Kate’s Chicken Tagine

  • 1/2 stick of butter, completely melted in a measuring cup
  • 4 boneless, skinless chicken thighs, cut into about 6 pieces each
  • Salt as needed
  • 1 medium Spanish onion, medium dice
  • 5 cloves garlic, smashed with a knife and roughly chopped
  • 1 tablespoon grated ginger
  • 2 teaspoons ground coriander
  • 2 teaspoons cumin
  • ½ teaspoon cayenne
  • ¼ teaspoon cinnamon
  • 1 bay leaf
  • Zest from half a lemon
  • ½ cup chopped olives
  • ½ cups chopped dried apricots
  • 1 carrot, medium dice
  • one 15-ounce can chickpeas (about 1 1/2 cups if you cook your own)
  • 1 cup diced tomatoes (fresh or canned)
  • 1 cup homemade stock or water (or more as needed, depending how long you cook it)

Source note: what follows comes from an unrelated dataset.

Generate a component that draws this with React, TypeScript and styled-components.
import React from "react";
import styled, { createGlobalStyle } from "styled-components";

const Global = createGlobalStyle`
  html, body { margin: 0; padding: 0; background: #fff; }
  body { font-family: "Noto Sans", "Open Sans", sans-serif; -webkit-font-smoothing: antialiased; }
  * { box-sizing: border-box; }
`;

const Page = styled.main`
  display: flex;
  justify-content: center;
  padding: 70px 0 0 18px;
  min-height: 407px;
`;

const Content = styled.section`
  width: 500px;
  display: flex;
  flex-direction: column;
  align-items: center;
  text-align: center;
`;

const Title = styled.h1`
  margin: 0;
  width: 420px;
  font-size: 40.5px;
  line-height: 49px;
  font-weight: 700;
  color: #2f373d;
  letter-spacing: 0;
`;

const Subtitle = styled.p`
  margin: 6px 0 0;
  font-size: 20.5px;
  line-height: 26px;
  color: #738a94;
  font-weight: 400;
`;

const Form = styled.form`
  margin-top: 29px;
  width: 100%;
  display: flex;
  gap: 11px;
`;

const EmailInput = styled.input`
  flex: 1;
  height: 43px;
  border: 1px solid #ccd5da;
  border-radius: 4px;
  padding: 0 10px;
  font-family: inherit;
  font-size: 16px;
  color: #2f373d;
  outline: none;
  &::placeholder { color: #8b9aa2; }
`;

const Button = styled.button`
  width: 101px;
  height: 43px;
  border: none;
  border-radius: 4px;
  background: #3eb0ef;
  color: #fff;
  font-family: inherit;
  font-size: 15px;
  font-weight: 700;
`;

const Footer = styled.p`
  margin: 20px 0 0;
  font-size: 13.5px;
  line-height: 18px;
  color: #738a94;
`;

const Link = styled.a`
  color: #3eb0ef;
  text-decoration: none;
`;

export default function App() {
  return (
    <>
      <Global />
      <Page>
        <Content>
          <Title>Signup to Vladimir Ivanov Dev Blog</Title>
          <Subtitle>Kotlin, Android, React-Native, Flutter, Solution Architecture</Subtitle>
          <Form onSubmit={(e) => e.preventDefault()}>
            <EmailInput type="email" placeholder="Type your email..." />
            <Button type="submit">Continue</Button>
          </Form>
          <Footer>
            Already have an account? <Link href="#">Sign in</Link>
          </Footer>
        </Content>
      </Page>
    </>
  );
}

  • ½ red pepper, medium dice
  • ½ yellow pepper, medium dice
  • ½ cup slivered almonds, toasted
  • Enough cilantro for garnishing and flavor (for those not averse)
  • 4 lemon wedges
  1. Put the tagine over a low flame, then turn it up to medium-high. Pour in enough clear butter fat floating on top to coat the bottom of the tagine, and turn the flame to high. Add the chicken and cook till browned (they need not be cooked through). Remove the chicken to a bowl.
  2. Add a little more butter to the tagine if necessary, and add the onion, garlic, and ginger. Reduce the flame to medium. Give them two four-finger pinches of salt, and stir to cook until tender. Push them aside and add the coriander, cumin, cayenne, and cinnamon to the tagine and stir to cook them, then stir everything together, adding the bay leaf and lemon zest, and cook it till the onion is completely tender, about 15 minutes (careful not to let anything burn). Lower the heat if it’s burning.
  3. Add the olives, apricots, carrot, chickpeas, tomatoes, stock or water, and the cooked chicken, and bring it to a simmer, stirring, then cover the tagine and simmer on low for 1 to 4 hours (the longer the better). Add the peppers just before stirring, giving them enough time in the stew to soften, 5 minutes or so.
  4. Serve with couscous or basmati rice and garnish with the almonds, cilantro, and a wedge of lemon.